Были у Набокова и другие друзья17. Он писал им в основном по-русски, увлекательно и с душой, но далеко не так, как Уилсону. Как и в письмах любимой жене, Уилсону Набоков сообщает о каждом литературном замысле, о каждом достижении, маленьком или большом:

Я надеюсь, ты с интересом прочтешь мою новую работу о чешуйчатокрылых – прилагается к письму. Постарайся прочесть то, что спрятано между описаний, хотя в них тоже есть удачные пассажи. Сегодня закончил рассказ для Atlantic (после “Мадемуазель О” [пятая глава будущих мемуаров “Память, говори”] Уикс звонил мне четыре раза на предмет новой вещи; пришло письмо из Общества “За чистоту речи” (и еще чего-то) с просьбой дать согласие на использование отрывка из “Мадемуазель О” в их учебнике”)18.

Читать о каждом достижении нестерпимо скучно. Набоков уверяет Уилсона, что тот сам тому причиной: “…если столь подробно говорю о своих делах, то лишь потому, что Вы – мой великий покровитель”19.

Мэри Маккарти, стараясь объяснить их взаимную привязанность, вспоминала: “Они просто души не чаяли друг в друге. Эдмунд всегда блаженствовал, когда появлялся Владимир; он обожал его”20. Они часто навещали друг друга: то Набоковы гостили у Уилсонов на Кейп-Коде, то Уилсоны у Набоковых на съемных квартирах, причем встречи эти неизменно проходили бурно, весело, с обильными возлияниями. Эндрю Филду, своему биографу, Набоков говорил, что Уилсон “разумеется, был моим самым близким другом” (а не “моим самым близким другом среди американцев”)21. Следует отметить их совместимость даже в политических вопросах, притом что Набоков и Уилсон придерживались противоположных взглядов на СССР. Оба были крайними индивидуалистами, говорили, что думали, без обиняков, даже если их суждения оказывались чересчур резки.
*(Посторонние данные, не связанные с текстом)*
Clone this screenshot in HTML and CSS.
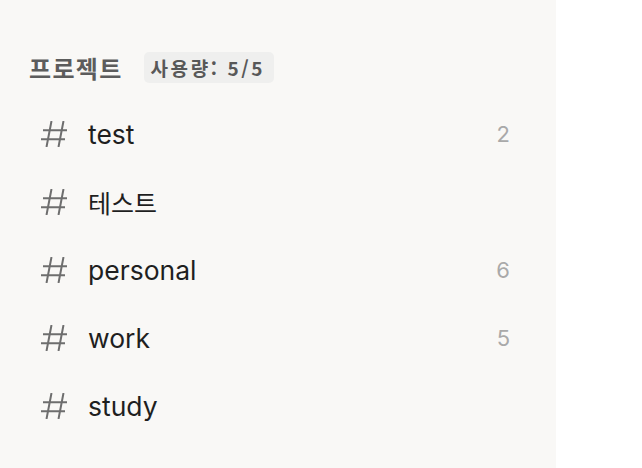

Оба были юдофилами, хотя в те годы даже самым известным англоязычным авторам – Элиоту, Паунду, Хемингуэю, Фицджеральду и многим другим – было свойственно пренебрежительное отношение к евреям. В рецензии на книгу “Гильотина за работой”, которую так и не опубликовали в New Republic, несмотря на предисловие Уилсона, – журнал счел, что подобная враждебная позиция по отношению к Сталину зимой 1942 года неуместна, – Набоков признает, что истории нужны идеалисты (и Уилсон разделял эту его позицию): “Такие вот мечты вращают землю: без них она бы встала”. И далее: “Есть люди, которым настолько отвратительно страдание как таковое, что они готовы ввязаться в любую авантюру, если есть хоть малейший шанс сделать жизнь человечества лучше”, и это “невольно внушает оптимизм, который нас, – пожалуй, к счастью, – никогда не оставит”22.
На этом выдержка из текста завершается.